See Herinckx, 231 Or App at 57 (determining that relocating to Illinois was not in the child’s best interests where it was motivated by the mother’s desire to follow her fiancé and the child’s loss of the relationship with the mother’s fiancé did not “outweigh the inevitable damage to all of the child’s other relationships, *190especially her relationship with [the] father”); Fedorov, 228 Or App at 64 (affirming the trial court’s determination that relocation to Australia was not in the child’s best interests; explaining that “nearly all of the benefits that [the] mother describes are benefits to her, not to her child”); Cooksey, 203 Or App at 173 (determining that relocating from North Bend to Klamath Falls was not in the child’s best interests because there was nothing in the record concerning “the effect on [the child] of relocating to Klamath Falls or about the effect that the proposed move would have on [the] mother’s ability to care for him” and because “[t]he record show[ed] only that [the] mother wishe[d] to move to Klamath Falls so that she [could] be closer to her family”).
Maurer is not the only case in which we have allowed a custodial parent to relocate with his or her children. For example, in Hamilton-Waller and Waller, *191202 Or App 498, 123 P3d 310 (2005), we held that relocating to Holland with their mother was in the children’s best interests.
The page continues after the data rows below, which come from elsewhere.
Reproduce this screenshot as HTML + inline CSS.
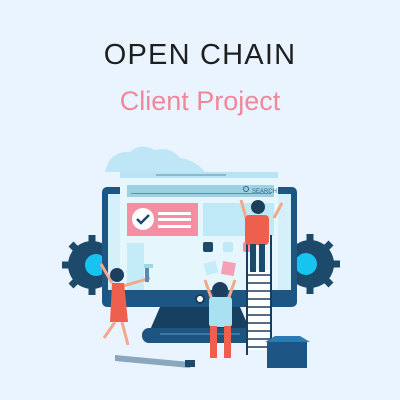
<!DOCTYPE html>
<html><head><style>
html,body{margin:0;padding:0;width:400px;height:400px;background:#eaf4fe;overflow:hidden}
.t{position:absolute;left:0;width:400px;text-align:center;font-family:"Liberation Sans",sans-serif}
</style></head><body>
<div class="t" style="top:39px;font-size:29px;color:#1f1f1f;letter-spacing:1.2px">OPEN CHAIN</div>
<div class="t" style="top:86px;font-size:27px;color:#f2879b">Client Project</div>
<svg width="400" height="400" style="position:absolute;left:0;top:0">
<path d="M105 172 Q110 150 130 152 Q140 142 155 150 Q170 146 180 158 Q195 160 205 172 Z" fill="#bfe6f7"/>
<g fill="#1d4a6b">
<circle cx="92" cy="265" r="24"/>
<g stroke="#1d4a6b" stroke-width="7">
<line x1="92" y1="235" x2="92" y2="295"/><line x1="62" y1="265" x2="122" y2="265"/>
<line x1="71" y1="244" x2="113" y2="286"/><line x1="71" y1="286" x2="113" y2="244"/>
</g>
<circle cx="310" cy="264" r="24"/>
<g stroke="#1d4a6b" stroke-width="7">
<line x1="310" y1="234" x2="310" y2="294"/><line x1="280" y1="264" x2="340" y2="264"/>
<line x1="289" y1="243" x2="331" y2="285"/><line x1="289" y1="285" x2="331" y2="243"/>
</g>
</g>
<circle cx="96" cy="265" r="11" fill="#19c3f0"/><circle cx="306" cy="264" r="11" fill="#19c3f0"/>
<path d="M160 307 L240 307 L250 330 L150 330 Z" fill="#173f60"/>
<rect x="142" y="328" width="118" height="15" rx="7" fill="#1e5580"/>
<rect x="160" y="333" width="80" height="2" fill="#3a78a8"/>
<rect x="102" y="187" width="195" height="120" rx="5" fill="#1d5584"/>
<rect x="108" y="194" width="183" height="96" fill="#d6f0fb"/>
<circle cx="200" cy="299" r="4" fill="#fff" stroke="#173f60" stroke-width="2"/>
<rect x="120" y="172" width="158" height="118" fill="#e6f6fd"/>
<rect x="120" y="172" width="158" height="6" fill="#b9e3f3"/>
<rect x="156" y="174" width="70" height="2" fill="#8ab8cf"/>
<rect x="127" y="185" width="147" height="12" fill="#9cd0e3"/>
<rect x="131" y="193" width="140" height="1" fill="#5d8fb0"/>
<text x="252" y="193" font-family="Liberation Sans" font-size="6" fill="#35658a">SEARCH</text>
<circle cx="246" cy="189" r="2.5" fill="none" stroke="#35658a"/>
<rect x="127" y="203" width="71" height="33" fill="#f48fa3"/>
<circle cx="143" cy="219" r="11" fill="#fff"/>
<path d="M137 219 l4 4 l8 -8" stroke="#1d4a6b" stroke-width="2.5" fill="none"/>
<rect x="158" y="212" width="33" height="3" fill="#fff"/><rect x="158" y="218" width="33" height="3" fill="#fff"/><rect x="158" y="225" width="33" height="3" fill="#fff"/>
<rect x="203" y="203" width="71" height="33" fill="#bfe9f7"/>
<rect x="127" y="243" width="17" height="47" fill="#c3ecf8"/>
<rect x="203" y="242" width="10" height="10" rx="2" fill="#1d4a6b"/>
<rect x="223" y="242" width="10" height="10" rx="2" fill="#bfe9f7"/>
<rect x="243" y="242" width="10" height="10" rx="2" fill="#f48fa3"/>
<rect x="205" y="262" width="12" height="12" fill="#c4ecfb" transform="rotate(-15 211 268)"/>
<rect x="222" y="262" width="13" height="13" fill="#f4a0b6" transform="rotate(10 228 268)"/>
<g stroke="#173f60" stroke-width="2"><line x1="247" y1="235" x2="247" y2="355"/><line x1="271" y1="235" x2="271" y2="355"/></g>
<rect x="248" y="270" width="22" height="80" fill="#fff"/>
<g stroke="#173f60" stroke-width="1.5">
<line x1="247" y1="275" x2="271" y2="275"/><line x1="247" y1="283" x2="271" y2="283"/><line x1="247" y1="291" x2="271" y2="291"/><line x1="247" y1="299" x2="271" y2="299"/><line x1="247" y1="307" x2="271" y2="307"/><line x1="247" y1="315" x2="271" y2="315"/><line x1="247" y1="323" x2="271" y2="323"/><line x1="247" y1="331" x2="271" y2="331"/><line x1="247" y1="339" x2="271" y2="339"/><line x1="247" y1="347" x2="271" y2="347"/>
</g>
<path d="M241 200 L246 218 M282 203 L274 218" stroke="#f2a88a" stroke-width="3"/>
<rect x="245" y="215" width="24" height="30" rx="4" fill="#ef5f4e"/>
<rect x="250" y="244" width="6" height="28" fill="#1d4a6b"/><rect x="259" y="244" width="6" height="28" fill="#1d4a6b"/>
<circle cx="258" cy="207" r="7" fill="#1d3f5e"/>
<rect x="267" y="342" width="40" height="26" fill="#1d5584"/>
<path d="M265 342 L275 336 L300 336 L310 342 Z" fill="#2a7bb3"/>
<path d="M101 264 L112 283 M120 287 L150 278" stroke="#f2a88a" stroke-width="3"/>
<rect x="145" y="266" width="4" height="16" fill="#5a8ab0"/><rect x="144" y="264" width="9" height="4" fill="#9fd7ea"/>
<circle cx="117" cy="275" r="7" fill="#1d3f5e"/>
<path d="M112 283 L124 283 L128 322 L110 322 Z" fill="#ef5f4e"/>
<path d="M115 322 L104 338 M122 322 L128 345" stroke="#f2a88a" stroke-width="3"/>
<path d="M205 280 L212 300 M235 280 L228 300" stroke="#f2a88a" stroke-width="3"/>
<circle cx="220" cy="290" r="8" fill="#1d3f5e"/>
<rect x="209" y="297" width="23" height="30" rx="3" fill="#a9e1f3"/>
<rect x="210" y="326" width="7" height="32" fill="#ef5f4e"/><rect x="224" y="326" width="7" height="32" fill="#ef5f4e"/>
<path d="M115 355 L190 362 L190 368 L115 361 Z" fill="#8aa7bd"/>
<rect x="185" y="360" width="10" height="7" fill="#1d4a6b"/>
</svg>
</body></html>
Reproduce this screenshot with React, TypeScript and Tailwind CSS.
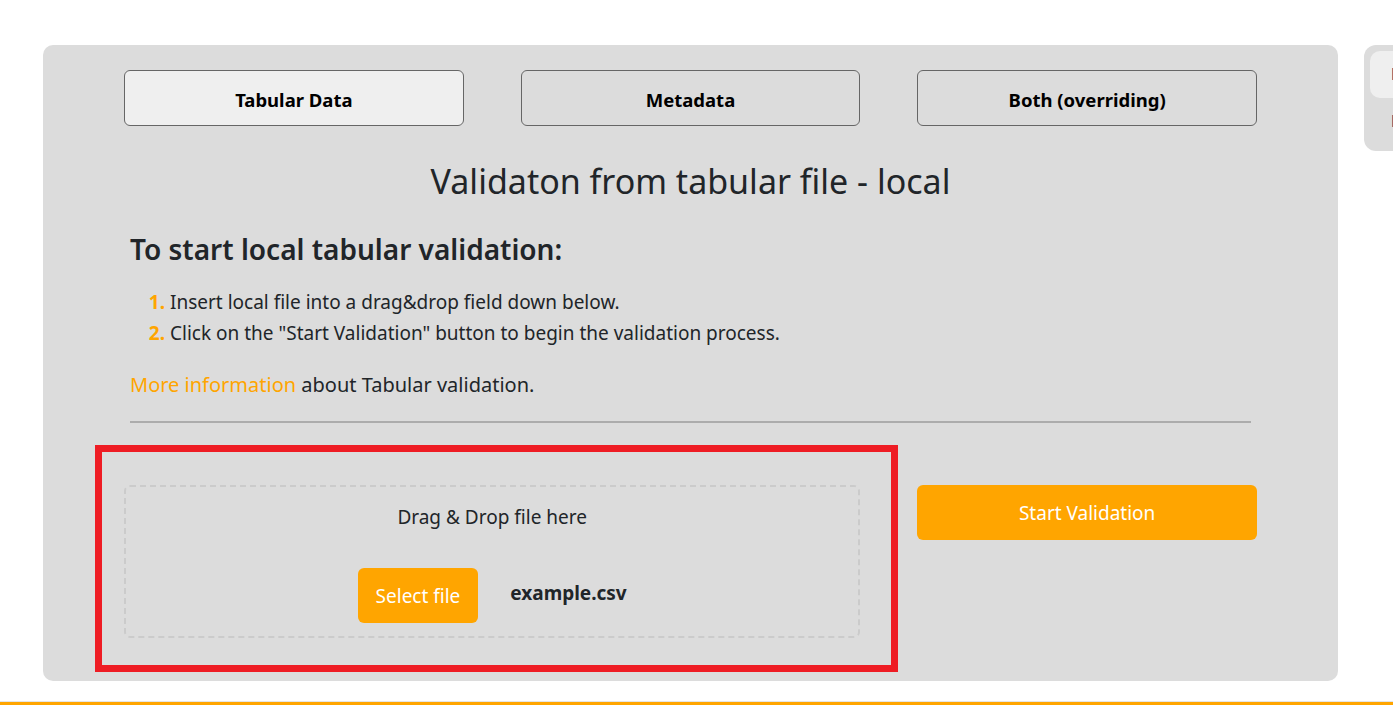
export default function App() {
  return (
    <div className="min-h-[705px] w-full overflow-hidden bg-white font-['Noto_Sans',sans-serif] text-[#212529]">
      <div className="flex items-start gap-[26px] pl-[43px] pt-[45px]">
        <div className="w-[1295px] shrink-0 rounded-[10px] bg-[#dcdcdc] px-[81px] pb-[43px] pt-[25px]">
          <div className="grid grid-cols-3 gap-x-[57px]">
            <button className="h-[56px] rounded-[6px] border border-[#666] bg-[#efefef] pt-[3px] text-[18.5px] font-bold text-black">
              Tabular Data
            </button>
            <button className="h-[56px] rounded-[6px] border border-[#666] pt-[3px] text-[18.5px] font-bold text-black">
              Metadata
            </button>
            <button className="h-[56px] rounded-[6px] border border-[#666] pt-[3px] text-[18.5px] font-bold text-black">
              Both (overriding)
            </button>
          </div>

          <h1 className="mt-[34px] text-center text-[34px] leading-[42px]">Validaton from tabular file - local</h1>

          <div className="px-[6px]">
            <h2 className="mt-[29px] text-[28px] font-semibold leading-[36px]">To start local tabular validation:</h2>
            <ol className="mt-[20px] list-decimal pl-[40px] text-[19px] leading-[31px] marker:font-bold marker:text-[#ffa500]">
              <li>Insert local file into a drag&amp;drop field down below.</li>
              <li>Click on the "Start Validation" button to begin the validation process.</li>
            </ol>
            <p className="mt-[20px] text-[20px] leading-[31px]">
              <a className="text-[#ffa500]">More information</a> about Tabular validation.
            </p>
            <hr className="mt-[21px] border-t-2 border-[#acacac]" />
          </div>

          <div className="mt-[62px] grid grid-cols-3 gap-x-[57px]">
            <div className="relative col-span-2">
              <div className="flex h-[153px] flex-col items-center rounded-[6px] border-2 border-dashed border-[#cbcbcb] pt-[16px]">
                <p className="text-[19px] leading-[28px]">Drag &amp; Drop file here</p>
                <div className="mt-[37px] flex items-center gap-[32px]">
                  <button className="h-[55px] rounded-[6px] bg-[#ffa500] px-[18px] pt-[2px] text-[19px] text-white">Select file</button>
                  <span className="-mt-[4px] text-[19px] font-bold">example.csv</span>
                </div>
              </div>
              <div className="pointer-events-none absolute -bottom-[34px] -left-[29px] -right-[38px] -top-[40px] border-[7px] border-[#ee1c24]" />
            </div>
            <div>
              <button className="h-[55px] w-full rounded-[6px] bg-[#ffa500] pt-[2px] text-[19px] text-white">Start Validation</button>
            </div>
          </div>
        </div>

        <div className="w-[240px] shrink-0 rounded-[12px] bg-[#dcdcdc] p-[6px]">
          <div className="rounded-[10px] bg-[#efefef] px-[21px] py-[11px] text-[16px] font-semibold leading-[25px] text-[#1c1c5a]">Local</div>
          <div className="px-[21px] py-[11px] text-[16px] font-semibold leading-[25px] text-[#1c1c5a]">Remote</div>
        </div>
      </div>
      <div className="mt-[20px] border-t border-[#e5e5e5]" />
      <div className="h-[4px] bg-[#ffa500]" />
    </div>
  );
}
In doing so, we noted that the children would have enhanced educational opportunities in Holland and that there were better resources there for the child who had special needs. Id. at 519. Further, on de novo review, we found that the “evidence demonstrate[d] that father ha[d] not been nearly as involved as mother in caring for the children and meeting their needs,” id. at 516, and that, “[o]n balance, *** it [was] in the children’s best interests to remain with [their] mother” because “[s]he ha[d] been their primary caregiver and she [was] the parent with whom they ha[d] the most extensive relationship,” id. at 521.